Despite being known primarily for his association with Basie, Green had a musical career apart from him, as the author documents in a discography of thirty-four unnumbered pages. Green was attractive to other musicians for the same reason Basie valued him: his ability to provide a steady beat. As a result, he performed on hundreds of recordings as sideman, beginning with Teddy Wilson and Billie Holiday in 1937 and concluding with Diane Schuur three days before his death at age seventy-five. He played at numerous sessions led by Basie’s instrumentalists, such as Buck Clayton, Paul Quinichette, and Lester Young, but also at ones led by musicians who had not been regulars with Basie, including Mildred Bailey, Ruby Braff, Bob Brookmeyer, Ray Brown, Benny Carter, Al Cohn, Nat Cole, Roy Eldridge, Coleman Hawkins, Woody Herman, Illinois Jacquet, Gerry Mulligan, Buddy Rich, Tony Scott, Sonny Stitt, Sir Charles Thompson, and Sarah Vaughan. With some of these and other leaders he participated in recordings that have proved enduring, including “This Year’s Kisses,” with Wilson and Holiday (1937); “A Sailboat in the Moonlight,” with Holiday (1937); “Ad-Lib Blues,” credited to Benny Goodman, though the clarinetist does not play on it (1940); Charlie Parker’s album Night and Day (1952); Sing a Song of Basie, by Lambert, Hendricks, and Ross (1957); and Ray Charles’s Genius + Soul = Jazz (1960).
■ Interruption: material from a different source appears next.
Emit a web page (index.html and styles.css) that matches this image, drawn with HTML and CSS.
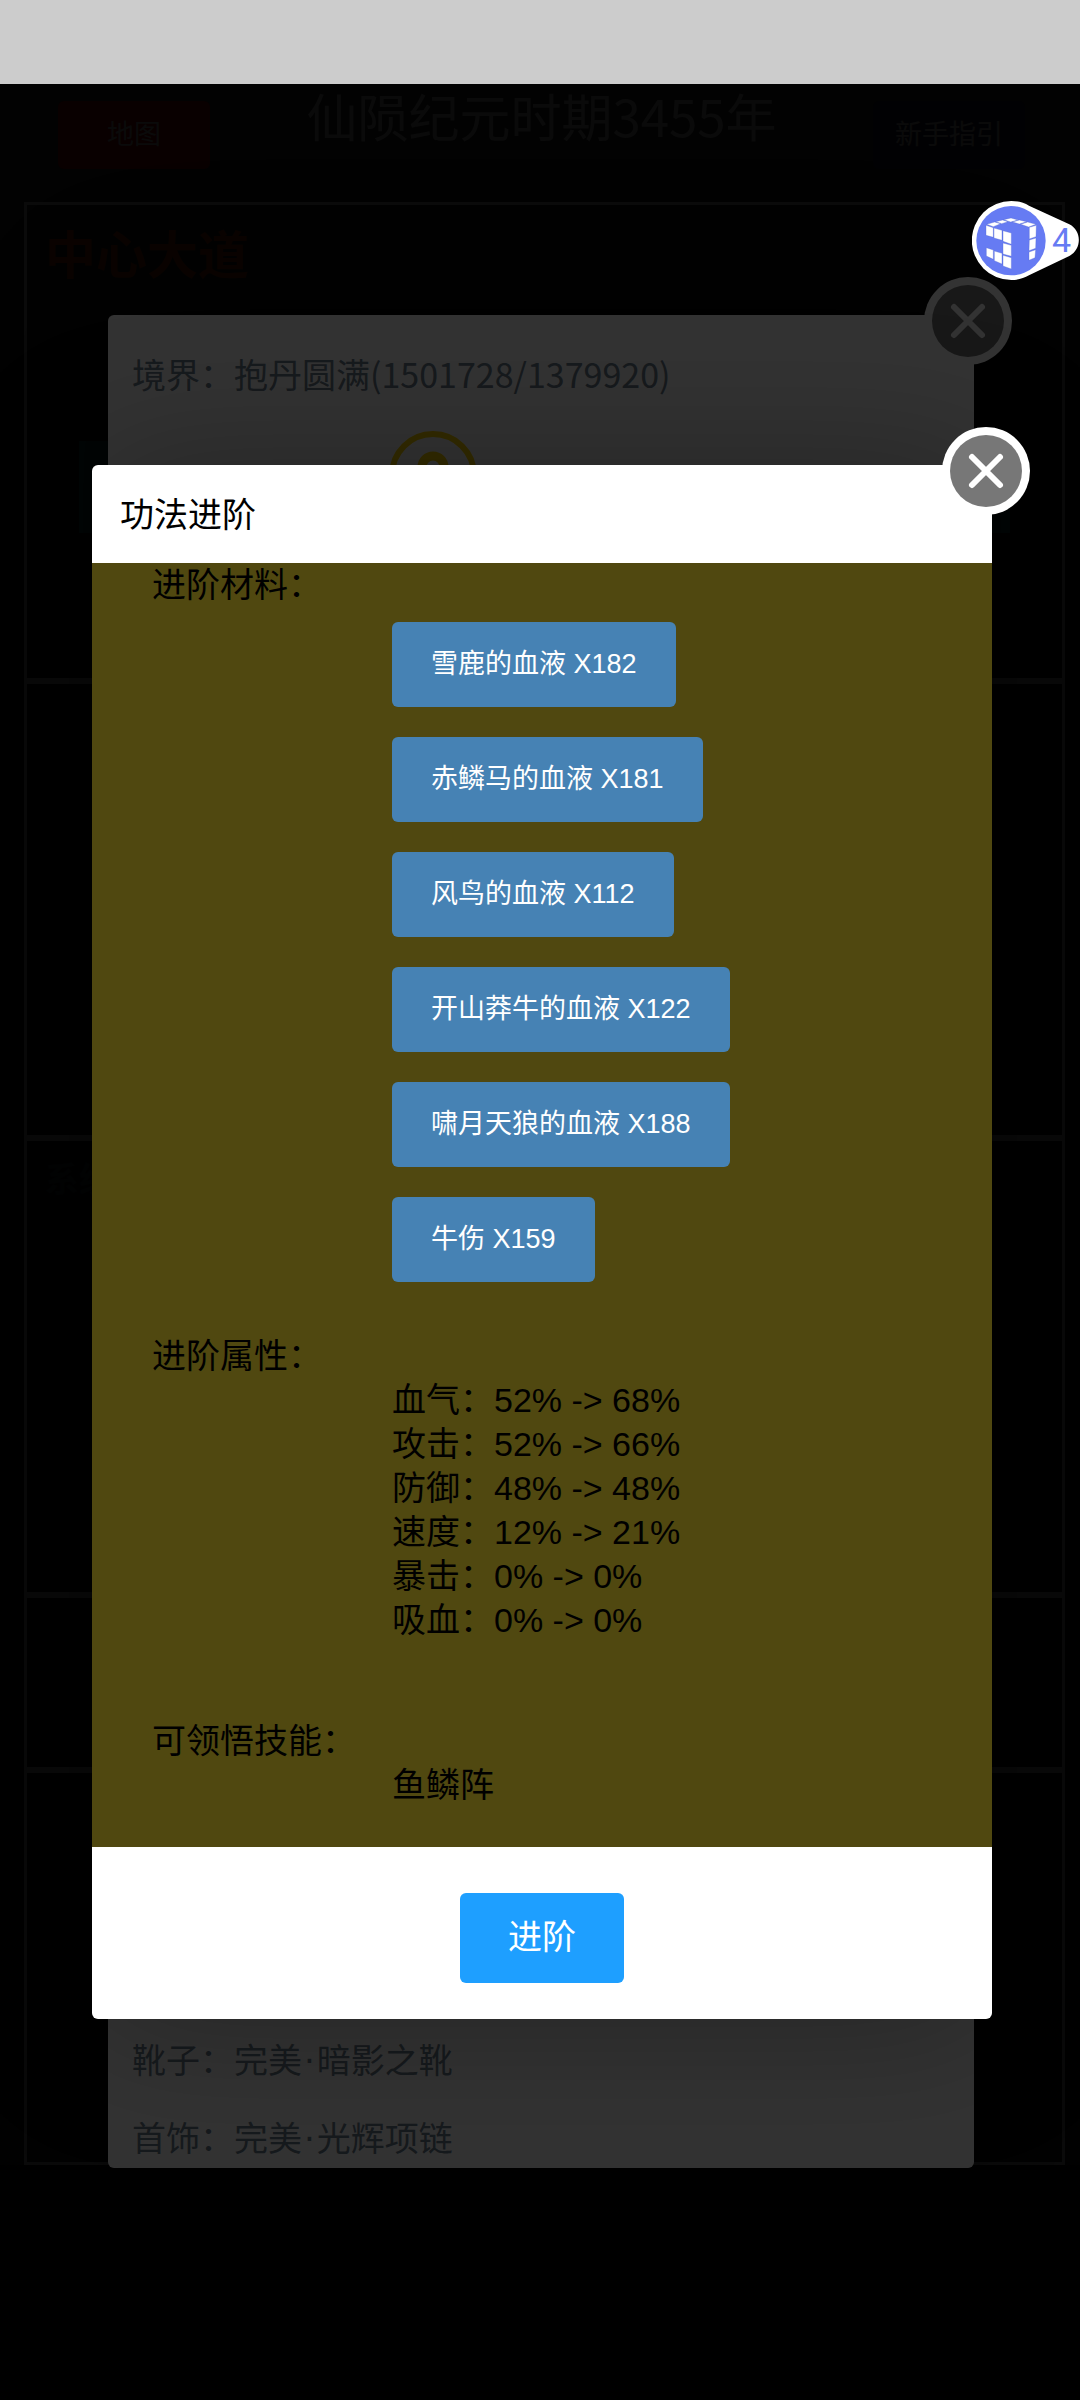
FILE: index.html
```
<!DOCTYPE html>
<html lang="zh-CN">

<head>
    <meta charset="utf-8">
    <meta name="viewport" content="width=device-width, initial-scale=1">
    <title>仙陨纪元</title>
    <link rel="stylesheet" href="styles.css">
</head>

<body>
    <div class="status-bar"></div>

    <div class="screen">
        <div class="page">
            <div class="top-bar">
                <button class="nav-button map">地图</button>
                <h1>仙陨纪元时期3455年</h1>
                <button class="nav-button guide">新手指引</button>
            </div>

            <div class="board">
                <div class="place">
                    <h2>中心大道</h2>
                    <div class="place-block"></div>
                </div>
                <div class="panel"></div>
                <div class="panel">
                    <h3>系统</h3>
                </div>
                <div class="panel short"></div>
                <div class="panel last"></div>
            </div>
        </div>

        <div class="shade"></div>

        <!-- role info -->
        <div class="popup role">
            <button class="close" aria-label="关闭">
                <svg viewBox="0 0 90 90">
                    <circle cx="45" cy="45" r="44" fill="#fff" />
                    <circle cx="45" cy="45" r="36" fill="#777" />
                    <path d="M31 31L59 59M59 31L31 59" stroke="#fff" stroke-width="6" stroke-linecap="round" />
                </svg>
            </button>
            <div class="role-top">
                <p>境界：抱丹圆满(1501728/1379920)</p>
                <svg class="coin" viewBox="0 0 88 88" fill="none" stroke="gold">
                    <circle cx="44" cy="44" r="41" stroke-width="6" />
                    <circle cx="44" cy="36" r="11" stroke-width="9" />
                </svg>
            </div>
            <div class="role-bottom">
                <p>靴子：完美<span class="dot">·</span>暗影之靴</p>
                <p>首饰：完美<span class="dot">·</span>光辉项链</p>
            </div>
        </div>

        <div class="shade"></div>

        <!-- upgrade -->
        <div class="popup upgrade">
            <button class="close" aria-label="关闭">
                <svg viewBox="0 0 90 90">
                    <circle cx="45" cy="45" r="44" fill="#fff" />
                    <circle cx="45" cy="45" r="36" fill="#777" />
                    <path d="M31 31L59 59M59 31L31 59" stroke="#fff" stroke-width="6" stroke-linecap="round" />
                </svg>
            </button>
            <div class="upgrade-title">功法进阶</div>
            <div class="upgrade-body">
                <p>进阶材料：</p>
                <div class="materials">
                    <button>雪鹿的血液 X182</button>
                    <button>赤鳞马的血液 X181</button>
                    <button>风鸟的血液 X112</button>
                    <button>开山莽牛的血液 X122</button>
                    <button>啸月天狼的血液 X188</button>
                    <button>牛伤 X159</button>
                </div>
                <p>进阶属性：</p>
                <ul class="attributes">
                    <li>血气：52% -&gt; 68%</li>
                    <li>攻击：52% -&gt; 66%</li>
                    <li>防御：48% -&gt; 48%</li>
                    <li>速度：12% -&gt; 21%</li>
                    <li>暴击：0% -&gt; 0%</li>
                    <li>吸血：0% -&gt; 0%</li>
                </ul>
                <p>可领悟技能：</p>
                <ul class="skills">
                    <li>鱼鳞阵</li>
                </ul>
            </div>
            <div class="upgrade-footer">
                <button>进阶</button>
            </div>
        </div>
    </div>

    <!-- floating helper -->
    <div class="float-ball">
        <svg viewBox="36 33 321 237">
            <path d="M154 33C174 33 192 38 207 47L328 103C366 122 366 178 328 198L207 256C192 265 174 270 154 270A118 118 0 0 1 154 33Z" fill="#fff" />
            <circle cx="153" cy="152" r="104" fill="#667bf3" />
            <g fill="#fff" stroke="#5267cf" stroke-width="1">
                <path d="M78 106L100 113V142L78 136ZM102 114L126 121V151L102 144ZM129 122L154 129V163L129 154Z" />
                <path d="M129 159L154 166V199L129 192ZM129 196L154 203V237L129 228Z" />
                <path d="M79 173L100 180V208L79 198ZM103 183L126 190V222L103 212Z" />
                <path d="M208 112L229 106L228 140L208 147ZM208 150L228 144L227 175L207 182ZM207 186L227 179L225 203L207 211Z" />
                <path d="M80 103L104 96L122 101L100 110ZM107 95L128 90L144 95L125 101ZM131 89L153 84L175 90L152 96Z" />
                <path d="M178 90L200 95L178 102L157 96ZM203 96L228 103L206 111L182 103Z" />
            </g>
        </svg>
        <span>4</span>
    </div>
</body>

</html>
```

FILE: styles.css
```
* {
    box-sizing: border-box;
}

body {
    margin: 0;
    min-height: 100vh;
    display: flex;
    flex-direction: column;
    position: relative;
    font-family: "Noto Sans CJK SC", sans-serif;
    font-size: 34px;
    line-height: 44px;
    color: #000;
    background-color: #000;
}

h1, h2, h3, p, ul {
    margin: 0;
    padding: 0;
    font-weight: normal;
    list-style: none;
}

button {
    font-family: inherit;
    border: none;
    border-radius: 6px;
    color: #fff;
    cursor: pointer;
}

.status-bar {
    height: 84px;
    background-color: #ccc;
}

.screen {
    flex: 1;
    position: relative;
}

.page {
    min-height: 100%;
    background-color: #333;
    color: #fff;
}

.top-bar {
    display: flex;
    justify-content: space-between;
    align-items: flex-start;
    padding: 0 55px 0 58px;
    height: 118px;
}

.top-bar h1 {
    font-size: 51px;
    line-height: 62px;
}

.nav-button {
    width: 152px;
    height: 68px;
    margin-top: 17px;
    padding: 0 0 6px;
    font-size: 27px;
}

.map {
    background-color: #e00000;
}

.guide {
    background-color: #302850;
}

.board {
    margin: 0 15px 0 24px;
}

.place,
.panel {
    border: 3px solid #fff;
    padding: 5px 18px;
    height: 457px;
}

.place {
    height: 479px;
    padding-top: 12px;
}

.place h2 {
    font-size: 51px;
    line-height: 70px;
    font-weight: bold;
    color: orangered;
}

.place-block {
    margin: 154px 34px 0;
    height: 92px;
    background-color: darkcyan;
}

.panel h3 {
    font-size: 34px;
    font-weight: bold;
    color: #456;
    padding-top: 10px;
}

.panel.short {
    height: 175px;
}

.panel.last {
    height: 395px;
}

.shade {
    position: absolute;
    inset: 0;
    background-color: rgba(0, 0, 0, 0.8);
}

.popup {
    position: absolute;
    border-radius: 6px;
    background-color: #fff;
    box-shadow: 1px 1px 150px rgba(0, 0, 0, 0.3);
}

.close {
    position: absolute;
    top: -39px;
    right: -39px;
    width: 90px;
    height: 90px;
    padding: 0;
    background: none;
}

.close svg {
    display: block;
}

.role {
    top: 231px;
    left: 10%;
    right: 106px;
    height: 1853px;
    padding: 37px 24px 9px;
    display: flex;
    flex-direction: column;
    justify-content: space-between;
    color: slategray;
}

.coin {
    display: block;
    width: 88px;
    margin: 35px 0 0 257px;
}

.role-bottom {
    display: flex;
    flex-direction: column;
    gap: 34px;
}

.dot {
    font-family: "DejaVu Sans", sans-serif;
    line-height: 1;
    padding: 0 2px;
}

.upgrade {
    top: 381px;
    left: 92px;
    right: 88px;
}

.upgrade-title {
    padding: 26px 28px 28px;
}

.upgrade-body {
    padding: 0 60px 40px;
    font-family: "Liberation Sans", "Noto Sans CJK SC", sans-serif;
    background-color: #504810;
}

.materials {
    display: flex;
    flex-direction: column;
    align-items: flex-start;
    gap: 30px;
    padding: 15px 0 52px 240px;
}

.materials button {
    height: 85px;
    padding: 0 39px 6px;
    font-size: 27px;
    background-color: steelblue;
}

.attributes {
    padding: 0 0 77px 240px;
}

.skills {
    padding-left: 240px;
}

.upgrade-footer {
    display: flex;
    justify-content: center;
    padding: 46px 0 36px;
}

.upgrade-footer button {
    width: 164px;
    height: 90px;
    padding: 0 0 8px;
    font-size: 34px;
    background-color: #1e9fff;
}

.float-ball {
    position: absolute;
    top: 201px;
    right: 1px;
    width: 107px;
    display: flex;
}

.float-ball svg {
    width: 100%;
}

.float-ball span {
    position: absolute;
    right: 8px;
    top: 17px;
    font-family: Roboto, sans-serif;
    font-size: 34px;
    color: #667bf3;
}
```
Most important for his playing, Green also composed tunes, two of which are popular in jazz circles: “Down for Double” and “Corner Pocket”; the latter has been recorded over a hundred times, sometimes as a vocal titled “Until I Met You.” Alfred Green relates an engaging anecdote about what inspired Manhattan Transfer to record this piece, its version of which won a Grammy (130-31). The book includes an apparent contradiction about the number of tunes Green wrote. The author states that his father composed “in excess of thirty tunes” (132), but Mark Allen, who compiled the list of Green’s compositions that appears in appendix K, records only twenty (239-41). One wonders why, if Green wrote at least thirty, Allen fails to account for the other ten or more. Alternatively, Allen could be accurate and the author is mistaken. Alfred Green should have resolved this issue.

Green’s narrative constitutes a little over half of this 325-page book. Fourteen appendices compose most of the other pages. The appendices consist mainly of essays—mostly (all?) by authors other than Green—about the guitarist’s technique and style that will likely interest musicians, not ordinary readers. Photographs enhance the book. Candid shots, which are especially appealing, show Green in a street scene looking dapper, seated at a club with Billie Holiday and Lester Young, pretending to fight the boxer Sugar Ray Robinson, golfing separately with Billy Eckstine and Joe Williams, and, in a beautiful picture, shaking hands with President Reagan at the White House. There are many others.

Though Green adequately chronicles the career of an important musician, his text has problems. When using the word “always,” for example, he does not allow for exceptions when exceptions clearly exist, as when stating that “John Hammond was always on the prowl” (47) and that Lester Young played “to a meter that was always a fraction-of-a-beat ahead of him” (58). Hammond never slept? Young never played on the beat, even in ensemble passages? Green offers opinions as facts, as when claiming that Jimmy Rushing was “the best blues singer around” (74) and that saxophonist Frank Wess was “incomparable” (77). Though the author documents many of his statements, he sometimes fails to do so when proof is needed, as when stating that “Lester Young struggled to keep his emotions intact” following the death of saxophonist Herschel Evans and that, as a result, saxophonist Jack Washington “often had to help the distraught [Young] to the stage and his seat” (59). Green is sometimes credulous. Does he really believe that bandsmen “peed from the moving bus with the door partially open” (78)? (Try imagining it.) Or that, despite the claims of Frank Wess and Benny Powell, an opened can of sardines fell from an overhead bus rack and landed on singer Joe Williams’s head, where it remained for the remainder of the trip (81)? On the topic of music, one wonders why Green characterizes Dizzy Gillespie, Fats Navarro, and Charlie Parker as hard-bop players (98) and why, other than listing it in what is termed a “selected discography,” he ignores The Atomic Basie (1957), arguably the most impressive post-war Basie big band album. Identifying Ruby Braff as a “neo-Dixieland trumpeter” disserves the musician (246). Most disconcerting, though, are constructions such as these that, first, use the wrong case and, second, feature a dangling modifier: a “tiff between he and Hammond” (68) and “In interviewing John Williams . . . , the twenty-five-year Basieite once asked me . . .” (91). Because Green was unaware of these problems, his editor should have corrected them.

            In sum, Alfred Green adequately summarizes his father’s career without getting bogged down in details or becoming technical when discussing music. That is, general readers can enjoy the book, though they will be distracted by writing lapses such as those mentioned here.